How many of the lines here include "page"? Answer with a single number.

┄┄┄┄┄┄

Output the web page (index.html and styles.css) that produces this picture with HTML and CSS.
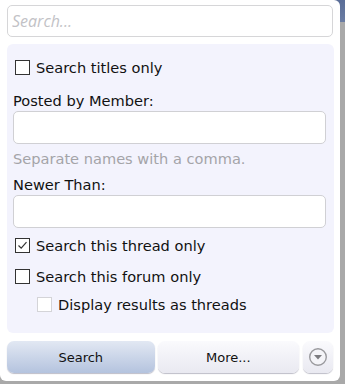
FILE: index.html
```html
<!DOCTYPE html>
<html lang="en">
<head>
  <meta charset="UTF-8">
  <title>Search</title>
  <link rel="stylesheet" href="styles.css">
</head>
<body>
  <div class="popup">
    <input class="search-box" type="text" placeholder="Search...">
    <div class="options">
      <label class="check"><span class="box"></span>Search titles only</label>
      <div class="field-label">Posted by Member:</div>
      <input class="field" type="text">
      <div class="hint">Separate names with a comma.</div>
      <div class="field-label newer">Newer Than:</div>
      <input class="field" type="text">
      <label class="check thread"><span class="box checked"><svg width="13" height="13" viewBox="0 0 13 13"><path d="M2.5 6.5 L5.2 9.2 L10.5 3.2" fill="none" stroke="#333" stroke-width="1.2"/></svg></span>Search this thread only</label>
      <label class="check forum"><span class="box"></span>Search this forum only</label>
      <label class="check sub"><span class="box light"></span>Display results as threads</label>
    </div>
    <div class="buttons">
      <button class="btn primary">Search</button>
      <button class="btn">More...</button>
      <button class="btn drop"><svg width="20" height="20" viewBox="0 0 20 20"><circle cx="10" cy="10" r="8.3" fill="#f4f4f8" stroke="#9a9a9e" stroke-width="1.4"/><path d="M6 8 L14 8 L10 12.5 Z" fill="#7c7c80"/></svg></button>
    </div>
  </div>
</body>
</html>
```
FILE: styles.css
```css
body {margin:0; height:384px; background:linear-gradient(#5a6d97 0, #6b7da3 22px, #a9a9a9 22px); font-family:"DejaVu Sans", Verdana, sans-serif; font-size:14.6px; color:#111; overflow:hidden;}
.popup {width:340px; height:381px; background:#fff; border-radius:0 6px 6px 6px; box-sizing:border-box; padding:5px 7px 0 7px;}
.search-box {display:block; width:326px; height:32px; box-sizing:border-box; border:1px solid #d6d6d8; border-radius:5px; padding:0 4px; font-family:"Open Sans", sans-serif; font-size:16px; outline:none;}
.search-box::placeholder {color:#c2c2c6; font-style:italic;}
.options {margin-top:7px; background:#f3f3fd; border-radius:6px; padding:16px 7px 0 6px; height:289px; box-sizing:border-box; width:327px;}
.check {display:flex; align-items:center; height:15px;}
.box {width:13px; height:13px; border:1px solid #333; background:#fff; margin:0 6px 0 2px; display:flex; flex-shrink:0;}
.box.light {border-color:#d4d4d8;}
.field-label {margin-top:18px; line-height:16px;}
.field {display:block; margin-top:2px; width:313px; height:33px; box-sizing:border-box; border:1px solid #d0d0d4; border-radius:5px; background:#fff; outline:none;}
.hint {margin-top:7px; color:#a4a4a8; line-height:16px;}
.newer {margin-top:10px;}
.thread {margin-top:10px;}
.forum {margin-top:16px;}
.sub {margin-top:12px; padding-left:22px; height:16px;}
.buttons {display:flex; margin-top:8px; gap:3px;}
.btn {height:32px; border:none; border-radius:7px; font-family:"DejaVu Sans", sans-serif; font-size:13px; color:#111; background:linear-gradient(#fafafd, #e9e9f1); box-shadow:0 1px 1px #bdbdc8; padding:0;}
.primary {width:148px; background:linear-gradient(#e2e8f3, #b4c3de);}
.btn:nth-child(2) {width:142px;}
.drop {width:30px; display:flex; align-items:center; justify-content:center; margin-left:1px;}
```
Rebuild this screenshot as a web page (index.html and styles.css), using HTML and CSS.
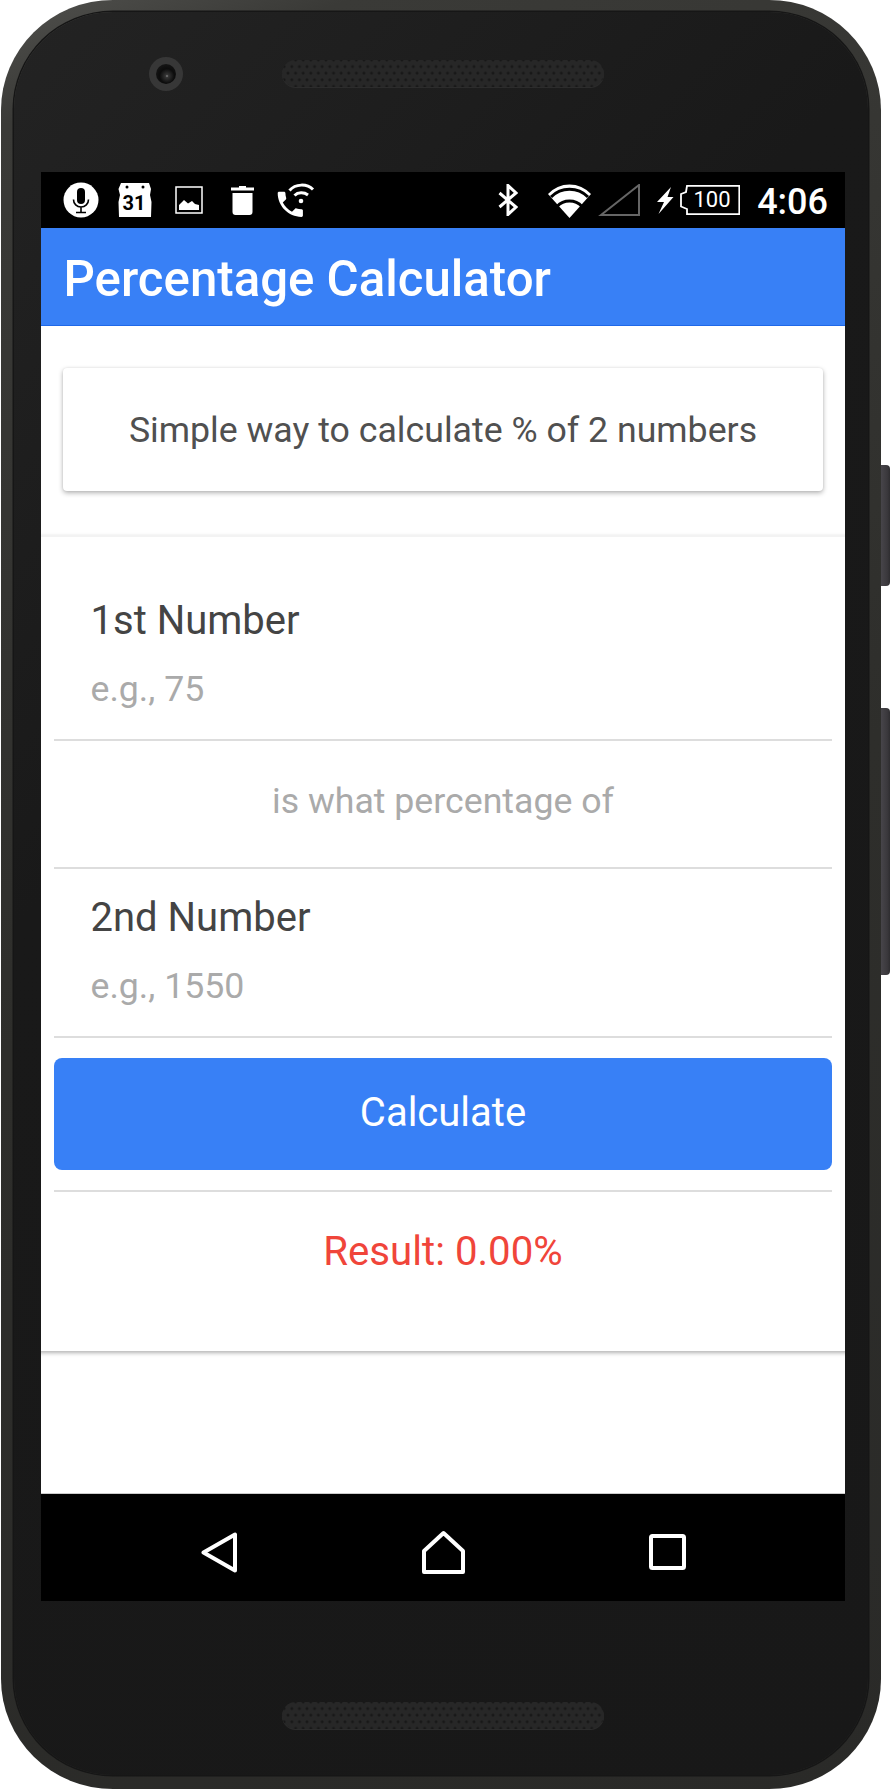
FILE: index.html
```html
<!DOCTYPE html>
<html lang="en">
<head>
  <meta charset="UTF-8">
  <title>Percentage Calculator</title>
  <link rel="stylesheet" href="styles.css">
</head>
<body>

  <div class="phone">
    <span class="side-btn power"></span>
    <span class="side-btn volume"></span>

    <div class="bezel">
      <div class="bezel-top">
        <span class="camera"><span class="lens"></span></span>
        <span class="speaker"></span>
      </div>

      <div class="screen">
        <div class="status-bar">
          <div class="status-left">
            <svg class="ic-mic" width="36" height="36" viewBox="0 0 36 36">
              <circle cx="18" cy="18" r="17.5" fill="#fff"/>
              <rect x="14" y="6" width="8" height="16" rx="4" fill="#000"/>
              <path d="M10.5 17.5c0 4.5 3.3 7.5 7.5 7.5s7.5-3 7.5-7.5M18 25v5M13 30.5h10" fill="none" stroke="#000" stroke-width="1.6"/>
            </svg>
            <svg class="ic-cal" width="34" height="36" viewBox="0 0 34 36">
              <path d="M3 1H31L33 7 32 13 33.500 20 33 35H1L.5 20 2 13 .5 7Z" fill="#fff"/>
              <circle cx="9" cy="5" r="1.500" fill="#000"/>
              <circle cx="25" cy="5" r="1.500" fill="#000"/>
              <text x="16" y="28" class="cal-text">31</text>
            </svg>
            <svg class="ic-image" width="28" height="28" viewBox="0 0 28 28">
              <rect x="1" y="1" width="26" height="26" fill="none" stroke="#fff" stroke-width="1.500"/>
              <path d="M4 24V19L9 14 13 17.500 17 15 20 18 24 19V24Z" fill="#fff"/>
            </svg>
            <svg class="ic-trash" width="23" height="29" viewBox="0 0 23 29">
              <path d="M8 0H15V1.500H23V4.500H0V1.500H8Z" fill="#fff"/>
              <path d="M1.500 7H21.500V26C21.500 27.800 20.300 29 18.500 29H4.500C2.700 29 1.500 27.800 1.500 26Z" fill="#fff"/>
            </svg>
            <svg class="ic-wifi-call" width="38" height="35" viewBox="0 0 38 35">
              <path transform="translate(-3.500 4.500) scale(1.400)" d="M6.620 10.790c1.440 2.830 3.760 5.140 6.590 6.590l2.200-2.200c.27-.27.67-.36 1.020-.24 1.120.37 2.330.57 3.570.57.550 0 1 .45 1 1V20c0 .55-.45 1-1 1-9.390 0-17-7.610-17-17 0-.55.45-1 1-1h3.500c.55 0 1 .45 1 1 0 1.250.2 2.450.57 3.570.11.35.03.74-.25 1.020l-2.200 2.200z" fill="#fff"/>
              <path d="M12.500 7.500C18.500 .5 30 .5 36 6.500M17.500 12.500C21 9 27 9 31 12" fill="none" stroke="#fff" stroke-width="3"/>
              <circle cx="24" cy="18" r="2.300" fill="#fff"/>
            </svg>
          </div>
          <div class="status-right">
            <svg class="ic-bt" width="20" height="32" viewBox="0 0 20 32">
              <path d="M1.500 9L18 23 10 30.500V1.500L18 9 1.500 23" fill="none" stroke="#fff" stroke-width="3"/>
            </svg>
            <svg class="ic-wifi" width="43" height="35" viewBox="0 0 43 35">
              <path d="M21.500 35L0 11A29 29 0 0 1 43 11Z" fill="#fff"/>
              <path d="M3 9A26 26 0 0 1 40 9" transform="translate(0 5)" fill="none" stroke="#000" stroke-width="3"/>
              <path d="M9 20A17 17 0 0 1 34 20" transform="translate(0 3.500)" fill="none" stroke="#000" stroke-width="3"/>
            </svg>
            <svg class="ic-signal" width="42" height="32" viewBox="0 0 42 32">
              <path d="M3 31L41 1V31Z" fill="none" stroke="#666" stroke-width="2"/>
            </svg>
            <svg class="ic-bolt" width="17" height="27" viewBox="0 0 17 27">
              <path d="M14 0L0 15H7L1.500 27 16.500 10H10.500Z" fill="#fff"/>
            </svg>
            <svg class="ic-batt" width="60" height="30" viewBox="0 0 60 30">
              <path d="M6 7L7 .8H59.300V29.200H7V24L1 21.500V9Z" fill="none" stroke="#fff" stroke-width="1.800"/>
              <text x="32" y="22" class="batt-text">100</text>
            </svg>
            <span class="clock">4:06</span>
          </div>
        </div>

        <header class="app-bar">Percentage Calculator</header>

        <main class="content">
          <div class="card">Simple way to calculate % of 2 numbers</div>

          <div class="list">
            <div class="field first">
              <label class="field-label">1st Number</label>
              <div class="placeholder">e.g., 75</div>
            </div>
            <div class="between">is what percentage of</div>
            <div class="field second">
              <label class="field-label">2nd Number</label>
              <div class="placeholder">e.g., 1550</div>
            </div>
            <div class="btn-row">
              <button class="calc-btn" type="button">Calculate</button>
            </div>
            <div class="result">Result: 0.00%</div>
          </div>
        </main>

        <nav class="nav-bar">
          <svg class="nav-back" width="36" height="41" viewBox="0 0 36 41">
            <path d="M34 2.500V38.500L2.500 20.500Z" fill="none" stroke="#fff" stroke-width="4" stroke-linejoin="round"/>
          </svg>
          <svg class="nav-home" width="43" height="44" viewBox="0 0 43 44">
            <path d="M21.500 3L41 21V42H2V21Z" fill="none" stroke="#fff" stroke-width="4" stroke-linejoin="round"/>
          </svg>
          <svg class="nav-recent" width="37" height="36" viewBox="0 0 37 36">
            <rect x="2" y="2" width="33" height="32" rx="1.500" fill="none" stroke="#fff" stroke-width="4"/>
          </svg>
        </nav>
      </div>

      <div class="bezel-bottom">
        <span class="speaker"></span>
      </div>
    </div>
  </div>

</body>
</html>
```

FILE: styles.css
```css
* {
  box-sizing: border-box;
}

body {
  margin: 0;
  background: #fff;
  font-family: Roboto, sans-serif;
}

.phone {
  position: relative;
  width: 880px;
  height: 1789px;
  margin-left: 1px;
  padding: 12px 13px 14px;
  background: linear-gradient(160deg, #50504d 0%, #3a3a37 6%, #2e2e2b 50%, #2a2a28 100%);
  border-radius: 112px / 110px;
}

.side-btn {
  position: absolute;
  right: -9px;
  width: 9px;
  background: linear-gradient(90deg, #47454a, #3a383c 70%, #2e2d30);
  border-radius: 0 4px 4px 0;
}

.power {
  top: 465px;
  height: 121px;
}

.volume {
  top: 708px;
  height: 267px;
}

.bezel {
  display: flex;
  flex-direction: column;
  height: 100%;
  background: linear-gradient(135deg, #232323 0%, #191919 35%, #181818 100%);
  border-radius: 99px / 97px;
  box-shadow: 0 0 0 1.500px #161616;
}

.bezel-top {
  display: flex;
  align-items: center;
  height: 160px;
  padding: 48px 0 85px 135px;
}

.camera {
  display: flex;
  align-items: center;
  justify-content: center;
  width: 34px;
  height: 34px;
  margin-right: 99px;
  background: #373737;
  border-radius: 50%;
}

.lens {
  width: 20px;
  height: 20px;
  background: radial-gradient(circle at 55% 60%, #888 0, #333 10%, #0c0c0c 45%, #1d1d1d 100%);
  border-radius: 50%;
}

.speaker {
  display: block;
  width: 322px;
  height: 27px;
  background-color: #272727;
  background-image:
    radial-gradient(circle, #181818 1.200px, transparent 1.700px),
    radial-gradient(circle, #181818 1.200px, transparent 1.700px);
  background-size: 7.600px 13.200px;
  background-position: 6px 0, 9.800px 6.600px;
  padding: 3px 6px;
  border-radius: 14px;
  box-shadow: 0 1px 0 #2c2c2c;
}

.screen {
  display: flex;
  flex-direction: column;
  width: 804px;
  height: 1429px;
  margin-left: 27px;
  overflow: hidden;
  background: #fff;
}

.status-bar {
  display: flex;
  flex: none;
  align-items: center;
  justify-content: space-between;
  height: 56px;
  padding-left: 22px;
  padding-right: 17px;
  background: #000;
}

.status-left,
.status-right {
  display: flex;
  align-items: center;
}

.ic-cal { margin-left: 19px; }
.ic-image { margin-left: 23px; }
.ic-trash { margin-left: 28px; }
.ic-wifi-call { margin-left: 23px; }

.ic-wifi { margin-left: 30px; }
.ic-signal { margin-left: 7px; }
.ic-bolt { margin-left: 17px; }
.ic-batt { margin-left: 6px; }

.cal-text {
  fill: #000;
  font: 700 20px Roboto, sans-serif;
  text-anchor: middle;
}

.batt-text {
  fill: #fff;
  font: 400 22px Roboto, sans-serif;
  text-anchor: middle;
}

.clock {
  margin-left: 17px;
  padding-top: 4px;
  color: #fff;
  font-size: 36px;
  font-weight: 500;
  line-height: 1;
}

.app-bar {
  flex: none;
  height: 98px;
  padding: 3px 22.500px 0;
  background: #3880f6;
  border-bottom: 1px solid #1f68e8;
  color: #fff;
  font-size: 49.200px;
  font-weight: 500;
  line-height: 97px;
}

.content {
  flex: 1;
  padding-top: 42px;
  background: #fff;
}

.card {
  height: 123px;
  margin: 0 22px 44px;
  background: #fff;
  border-radius: 4px;
  box-shadow: 0 2px 5px rgba(0, 0, 0, .3), 0 0 2px rgba(0, 0, 0, .08);
  color: #505050;
  font-size: 35.700px;
  line-height: 125px;
  text-align: center;
}

.list {
  height: 816px;
  margin: 0 -8px;
  padding: 0 21px;
  background: #fff;
  border-top: 2px solid #f3f3f3;
  box-shadow: 0 2px 4px rgba(0, 0, 0, .3);
}

.field {
  border-bottom: 2px solid #ddd;
  padding-left: 36.500px;
}

.first {
  height: 204px;
  padding-top: 62px;
}

.second {
  height: 169px;
  padding-top: 27px;
}

.field-label {
  display: block;
  color: #444;
  font-size: 40px;
  line-height: 44px;
}

.placeholder {
  margin-top: 26px;
  color: #aaa;
  font-size: 35.700px;
  line-height: 40px;
}

.between {
  height: 128px;
  border-bottom: 2px solid #ddd;
  color: #aaa;
  font-size: 35.700px;
  line-height: 120px;
  text-align: center;
}

.btn-row {
  padding: 20px 0;
  border-bottom: 2px solid #ddd;
}

.calc-btn {
  display: block;
  width: 100%;
  height: 112px;
  padding: 0 0 4px;
  border: none;
  border-radius: 8px;
  background: #3880f6;
  color: #fff;
  font-family: Roboto, sans-serif;
  font-size: 40px;
}

.result {
  color: #f0453a;
  font-size: 40.200px;
  line-height: 120px;
  text-align: center;
}

.nav-bar {
  display: flex;
  flex: none;
  align-items: center;
  height: 108px;
  padding-top: 9px;
  padding-left: 160px;
  background: #000;
  border-top: 1px solid #ccc;
}

.nav-home { margin-left: 185px; }
.nav-recent { margin-left: 184px; }

.bezel-bottom {
  padding: 101px 0 0 268px;
}
```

┄┄┄┄┄┄

■ Written response: 2